Yes, self-executing rules have been used in the past, but as the Congressional Research Service put it in a 2006 paper, "Originally, this type of rule was used to expedite House action in disposing of Senate amendments to House-passed bills." They've also been used for amendments such as to a 1998 bill that "would have permitted the CIA to offer employees an early-out retirement program"—but never before to elide a vote on the entire fundamental legislation.


This latest sleight-of-hand, bait and switch game of Pelosi's even has editorials from across the spectrum turning on Democrats as Malkin points out in another piece titled "When you’ve lost MSM newspaper editorial boards…."

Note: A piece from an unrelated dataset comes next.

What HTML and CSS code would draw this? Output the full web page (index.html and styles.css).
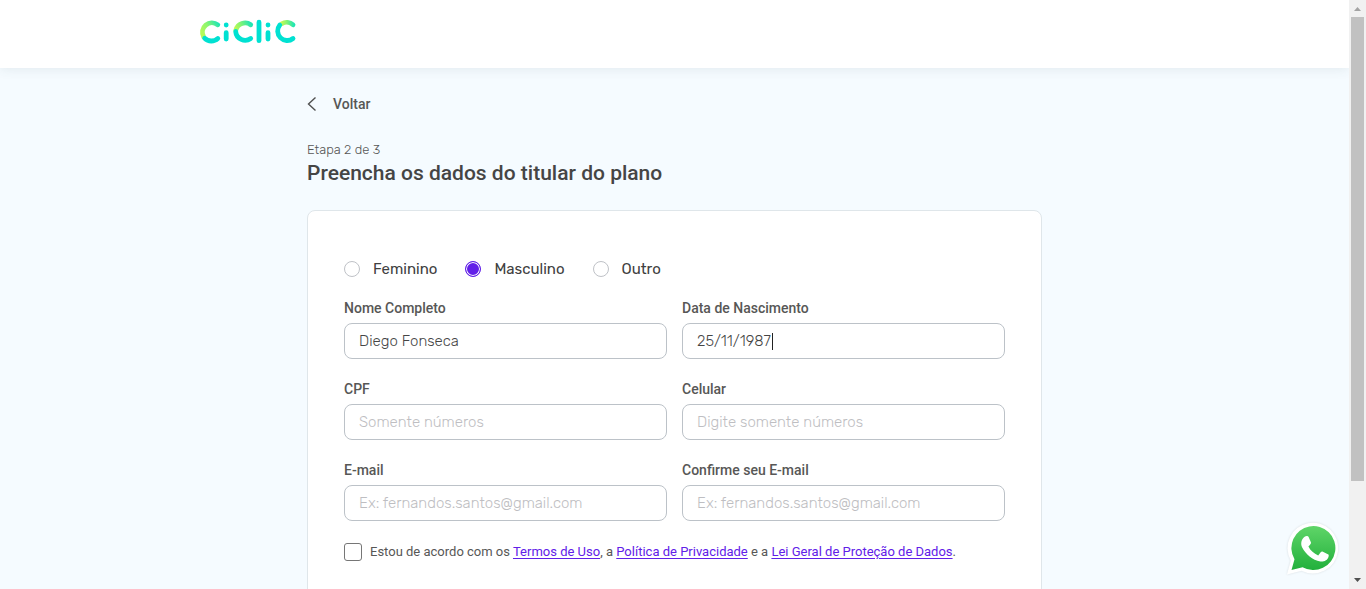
FILE: index.html
```html
<!DOCTYPE html>
<html lang="pt-BR">
<head>
<meta charset="utf-8">
<meta name="viewport" content="width=device-width, initial-scale=1">
<title>Ciclic</title>
<link rel="stylesheet" href="styles.css">
</head>
<body>
<div class="window">
  <div class="page">
    <header class="header">
      <div class="header-inner">
        <a class="logo" href="#" aria-label="Ciclic">
          <svg width="98" height="26" viewBox="199 19 98 26" fill="none" stroke-width="4.8" stroke-linecap="round">
            <defs>
              <linearGradient id="g1" gradientUnits="userSpaceOnUse" x1="203" y1="34" x2="219" y2="24"><stop offset="0" stop-color="#b4fa5a"/><stop offset=".45" stop-color="#8cf56e"/><stop offset="1" stop-color="#1fe5b4"/></linearGradient>
              <linearGradient id="g2" gradientUnits="userSpaceOnUse" x1="235" y1="31" x2="251" y2="24"><stop offset="0" stop-color="#c8fa50"/><stop offset=".4" stop-color="#8cf56e"/><stop offset="1" stop-color="#1fe5b4"/></linearGradient>
              <linearGradient id="g3" gradientUnits="userSpaceOnUse" x1="281" y1="24" x2="294" y2="24"><stop offset="0" stop-color="#c8fa50"/><stop offset=".4" stop-color="#8cf56e"/><stop offset="1" stop-color="#1fe5b4"/></linearGradient>
            </defs>
            <path stroke="url(#g1)" d="M217.8 24.8A9.5 9.5 0 0 0 203.7 37"/>
            <path stroke="#00e1d2" d="M204.7 38.3A9.5 9.5 0 0 0 217.8 38.5"/>
            <path stroke="url(#g2)" d="M250.7 24.8A9.5 9.5 0 0 0 235.900 30"/>
            <path stroke="#00e1d2" d="M235.700 31.500A9.5 9.5 0 0 0 250.7 38.5"/>
            <path stroke="url(#g3)" d="M293 24.8A9.5 9.5 0 0 0 281.800 23.700"/>
            <path stroke="#00e1d2" d="M279.800 25A9.500 9.500 0 0 0 293 38.500"/>
            <path stroke="#00e1d2" d="M226.200 24.900V25M226.200 32.700V39M259 22.200V40.700M268 24.900V25M268 32.700V39"/>
          </svg>
        </a>
      </div>
    </header>
    <main class="content">
      <a class="back" href="#">
        <svg width="10" height="16" viewBox="0 0 10 16" fill="none" stroke="#505050" stroke-width="1.4"><path d="M8.500 1.500 1.500 8l7 6.500"/></svg>
        Voltar
      </a>
      <p class="step">Etapa 2 de 3</p>
      <h1 class="title">Preencha os dados do titular do plano</h1>
      <form class="card">
        <div class="genders" role="radiogroup" aria-label="Gênero">
          <label class="gender"><input class="radio" type="radio" name="genero">Feminino</label>
          <label class="gender"><input class="radio" type="radio" name="genero" checked>Masculino</label>
          <label class="gender"><input class="radio" type="radio" name="genero">Outro</label>
        </div>
        <div class="fields">
          <div class="field"><label for="nome">Nome Completo</label><input id="nome" type="text" value="Diego Fonseca"></div>
          <div class="field"><label for="nascimento">Data de Nascimento</label><div class="editing"><input id="nascimento" type="text" value="25/11/1987"><span class="caret"></span></div></div>
          <div class="field"><label for="cpf">CPF</label><input id="cpf" type="text" placeholder="Somente números"></div>
          <div class="field"><label for="celular">Celular</label><input id="celular" type="tel" placeholder="Digite somente números"></div>
          <div class="field"><label for="email">E-mail</label><input id="email" type="email" placeholder="Ex: fernandos.santos@gmail.com"></div>
          <div class="field"><label for="email2">Confirme seu E-mail</label><input id="email2" type="email" placeholder="Ex: fernandos.santos@gmail.com"></div>
        </div>
        <div class="consent">
          <input class="check" id="aceite" type="checkbox">
          <label for="aceite">Estou de acordo com os <a href="#">Termos de Uso</a>, a <a href="#">Política de Privacidade</a> e a <a href="#">Lei Geral de Proteção de Dados</a>.</label>
        </div>
      </form>
    </main>
    <a class="whatsapp" href="#" aria-label="WhatsApp">
      <svg width="54" height="54" viewBox="0 0 54 54">
        <defs><linearGradient id="wa" x1="0" y1="0" x2="0" y2="1"><stop offset="0" stop-color="#5fd568"/><stop offset="1" stop-color="#22b03c"/></linearGradient></defs>
        <path fill="#fff" d="M1 53.500 4.800 39.500A25.300 25.300 0 1 1 15.500 49.700Z"/>
        <path fill="url(#wa)" d="M5.500 49 8.500 38.300A22 22 0 1 1 16.600 46.200Z"/>
        <path fill="#fff" d="M19 15.500c1-.9 3-.8 3.600.4l2.300 5.400c.4 1-.1 1.800-2.500 4.300 2.200 4.200 5.500 7 9.800 8.800l2.700-3.300c.6-.8 1.200-.8 2-.4l5 2.500c.9.500 1 .9.700 2.200-.9 3.800-4.700 5.500-8.200 5.100-8-1.300-14.700-7.300-18.200-14-1.900-4-.9-8.300 2.800-11Z"/>
      </svg>
    </a>
  </div>
  <div class="scrollbar" aria-hidden="true">
    <svg width="17" height="17" viewBox="0 0 17 17"><path fill="#a3a3a3" d="M5 11h7L8.500 7Z"/></svg>
    <div class="track"><div class="thumb"></div></div>
    <svg width="17" height="17" viewBox="0 0 17 17"><path fill="#505050" d="M5 6h7L8.500 10Z"/></svg>
  </div>
</div>
</body>
</html>
```
FILE: styles.css
```css
* { box-sizing: border-box; }
body { margin: 0; font-family: Rubik, Roboto, sans-serif; color: #575756; }
.window { display: flex; height: 100vh; overflow: hidden; }
.page { flex: 1; min-width: 0; overflow: hidden; background: #f5fbff; }
.header { position: relative; height: 68px; padding: 19px 0 0; background: #fff; box-shadow: 0 0 12px rgba(60, 80, 90, .12); }
.header-inner { max-width: 951px; margin: 0 auto; }
.logo { display: block; width: 98px; height: 26px; }
.logo svg { display: block; }
.content { max-width: 735px; margin: 0 auto; padding-top: 26px; }
.back { display: inline-flex; align-items: center; gap: 16px; height: 20px; font-family: Roboto, sans-serif; font-size: 14px; font-weight: 500; color: #575756; text-decoration: none; }
.step { margin: 25px 0 0; font-size: 13px; font-weight: 350; line-height: 18px; }
.title { margin: 0; font-family: Roboto, sans-serif; font-size: 21px; font-weight: 500; line-height: 28px; color: #454545; }
.card { min-height: 600px; margin-top: 23px; padding: 47px 36px; background: #fff; border: 1px solid #dfe6ea; border-radius: 8px; }
.genders { display: flex; gap: 28px; height: 22px; }
.gender { display: flex; align-items: center; gap: 13px; font-size: 15px; font-weight: 450; color: #404040; }
.radio { appearance: none; width: 16px; height: 16px; margin: 0; border: 1px solid #bfc2c7; border-radius: 50%; background: #fff; }
.radio:checked { border-color: #6120e8; background: #6120e8; box-shadow: inset 0 0 0 1px #fff; }
.fields { display: grid; grid-template-columns: 1fr 1fr; gap: 21px 15px; margin-top: 19px; }
.field { display: flex; flex-direction: column; gap: 6px; }
.field label { font-family: Roboto, sans-serif; font-size: 14px; font-weight: 500; line-height: 18px; }
.field input { width: 100%; height: 36px; padding: 0 14px; border: 1px solid #bcc2c8; border-radius: 8px; outline: none; background: #fff; font-family: inherit; font-size: 15px; font-weight: 350; color: #454545; }
.field input::placeholder { color: #bebec2; opacity: 1; }
.editing { position: relative; }
.editing input { display: block; }
.caret { position: absolute; top: 10px; left: 90px; width: 1px; height: 17px; background: #222; }
.consent { display: flex; align-items: center; gap: 8px; margin-top: 22px; font-family: Roboto, sans-serif; font-size: 13px; line-height: 18px; }
.consent a { color: #6120e8; text-underline-offset: 2px; }
.check { appearance: none; flex: none; width: 18px; height: 18px; margin: 0; border: 1px solid #767676; border-radius: 3px; background: #fff; }
.whatsapp { position: fixed; right: 26px; bottom: 14px; width: 54px; height: 54px; }
.whatsapp svg { display: block; filter: drop-shadow(0 0 1px rgba(0, 0, 0, .12)); }
.scrollbar { display: flex; flex-direction: column; flex: none; width: 17px; background: #f1f1f1; }
.track { flex: 1; padding: 0 2px; }
.thumb { height: 83.6%; background: #c1c1c1; }
```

More on the GOP resolution from The Politico:

Democrats obviously have the votes to defeat the Republicans' resolution, but their members might not want to go on the record supporting the leadership's strategy to enact the Senate's bill without actually voting on it. The episode will also give GOP lawmakers yet another chance to highlight some of the procedural shortcuts Democrats have employed to squeeze a bill through Congress without Republican support.


The GOP remembers that November is right around the corner in political time, one has to wonder if the Democrats have all lost their memories along with their minds.